Hukumannya berupa : Rajam [ zina muhshon], cambuk 80x [ zina ghairu muhshon], dibunuh dan disalib [perampokan dengan membunuh], dipotong tangan dan kaki bersilang [ merampok ], dibunuh [ murtad].

[2]. Jinayah, menurut bahasa adalah kejahatan. Secara istilah syara’ adalah tindakan melanggar badan yang merupakan organ yang wajib diqishos, dalam bentuk hukuman badan atau harta kekayaan. Wilayah jinayat adalah pembunuhan dan tindak melukai atau mencederai anggota tubuh.

Hukumannya adalah : hukuman mati [ jika membunuh dan keluarga tidak memaafkan dan tidak mau menerima diyat],   diyat mugholadhah [ 100 ekor unta dan 40 diantaranya bunting, bagi pembunuhan disengaja], dan 100 ekor unta untuk pembunuhan tidak disengaja. Jika menghilangkan organ tubuh bisa dikenakan seperti diyat 100% atau sesuai kadar tingkat cidera yang diderita.

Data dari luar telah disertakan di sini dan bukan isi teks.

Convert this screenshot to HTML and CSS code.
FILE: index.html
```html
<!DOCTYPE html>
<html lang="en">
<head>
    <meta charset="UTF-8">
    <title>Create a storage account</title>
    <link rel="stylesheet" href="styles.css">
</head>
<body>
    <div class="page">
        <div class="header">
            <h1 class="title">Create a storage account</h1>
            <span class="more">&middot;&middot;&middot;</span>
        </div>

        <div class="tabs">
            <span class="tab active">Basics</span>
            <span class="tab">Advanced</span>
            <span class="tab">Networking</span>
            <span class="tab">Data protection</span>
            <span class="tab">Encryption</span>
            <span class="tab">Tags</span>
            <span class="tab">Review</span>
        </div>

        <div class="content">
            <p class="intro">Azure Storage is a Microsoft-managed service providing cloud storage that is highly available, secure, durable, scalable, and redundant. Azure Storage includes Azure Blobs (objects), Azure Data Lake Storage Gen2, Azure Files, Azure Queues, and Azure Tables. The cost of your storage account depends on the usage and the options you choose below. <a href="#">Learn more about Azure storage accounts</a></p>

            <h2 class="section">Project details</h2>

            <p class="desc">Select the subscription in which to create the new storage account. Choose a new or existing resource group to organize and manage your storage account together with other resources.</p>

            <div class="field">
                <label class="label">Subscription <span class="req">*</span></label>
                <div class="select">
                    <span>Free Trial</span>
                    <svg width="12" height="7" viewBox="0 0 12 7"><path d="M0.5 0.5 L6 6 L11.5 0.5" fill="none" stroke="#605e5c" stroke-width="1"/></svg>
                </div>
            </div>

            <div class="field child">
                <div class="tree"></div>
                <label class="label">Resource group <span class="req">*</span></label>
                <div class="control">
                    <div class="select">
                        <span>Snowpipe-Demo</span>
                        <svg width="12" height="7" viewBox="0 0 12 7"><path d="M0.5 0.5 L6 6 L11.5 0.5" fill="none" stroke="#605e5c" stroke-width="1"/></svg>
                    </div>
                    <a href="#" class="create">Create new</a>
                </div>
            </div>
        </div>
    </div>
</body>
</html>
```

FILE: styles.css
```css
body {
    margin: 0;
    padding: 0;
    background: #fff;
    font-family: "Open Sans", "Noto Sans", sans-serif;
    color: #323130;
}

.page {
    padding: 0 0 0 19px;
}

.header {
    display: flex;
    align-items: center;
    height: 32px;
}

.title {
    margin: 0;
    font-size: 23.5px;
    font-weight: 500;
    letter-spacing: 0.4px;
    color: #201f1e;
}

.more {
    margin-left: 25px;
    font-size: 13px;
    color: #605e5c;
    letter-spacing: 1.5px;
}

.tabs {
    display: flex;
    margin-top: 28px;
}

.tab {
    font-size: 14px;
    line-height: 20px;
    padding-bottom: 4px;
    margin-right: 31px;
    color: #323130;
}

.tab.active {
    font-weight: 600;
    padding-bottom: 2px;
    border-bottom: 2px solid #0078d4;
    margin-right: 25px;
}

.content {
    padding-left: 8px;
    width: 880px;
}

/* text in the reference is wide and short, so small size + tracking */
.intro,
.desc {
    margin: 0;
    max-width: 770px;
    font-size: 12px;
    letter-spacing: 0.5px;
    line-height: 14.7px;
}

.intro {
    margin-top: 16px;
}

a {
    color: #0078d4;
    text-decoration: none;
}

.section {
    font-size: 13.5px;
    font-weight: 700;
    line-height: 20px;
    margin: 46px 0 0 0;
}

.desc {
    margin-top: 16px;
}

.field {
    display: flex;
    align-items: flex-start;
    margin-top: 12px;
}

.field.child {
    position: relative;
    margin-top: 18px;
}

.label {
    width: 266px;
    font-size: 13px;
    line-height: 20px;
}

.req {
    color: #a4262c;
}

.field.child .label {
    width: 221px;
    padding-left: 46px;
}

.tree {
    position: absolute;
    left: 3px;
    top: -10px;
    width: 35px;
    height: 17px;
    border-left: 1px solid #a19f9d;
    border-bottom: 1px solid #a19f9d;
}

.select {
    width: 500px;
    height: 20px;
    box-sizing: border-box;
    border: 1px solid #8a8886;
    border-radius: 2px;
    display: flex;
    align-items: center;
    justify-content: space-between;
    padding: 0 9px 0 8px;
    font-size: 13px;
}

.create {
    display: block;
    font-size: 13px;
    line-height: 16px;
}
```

[3]. Ta’zir. Menurut bahasa adalah pencegahan. Sedang secara istilah syara’ adalah hukuman yang disyariatkan atas pelaku maksiyat yang tidak ditentukan hudud dan kafarat [ tebusannya].Contohnya adalah makan di siang hari di bulan ramadhan, menipu dan mengumpat orang.

Bentuk hukumannya diantaranya : dibunuh,  contoh mata-mata yang ingin memecah belah ummat, cambuk 10x, penjara, pembuangan [ diasingkan], denda, perampasan harta, ancaman, pencabutan nafkah, diburuk-burukkan.

[4]. Mukhalafah, artinya penyelewengan terhadap perinta atau larangan yang dikeluarkan oleh Negara. [tindakan yang menyimpang dar undang-undang  Negara ], Bedanya dangan ta’zir adalah, kala ta’zir adalah perilaku yang menyimpang atau menyelisihi hukum syara, sedang mukhalafah adalah perilaku yang menyelisihi hukum Negara.

Demikian ke empat bentuk hukuman dalam Islam. Allah a’lam bi ash-showab.

Sumbar : Islam Politik dan Spiritual, Hafidz Abdurrahman, hal 221-225.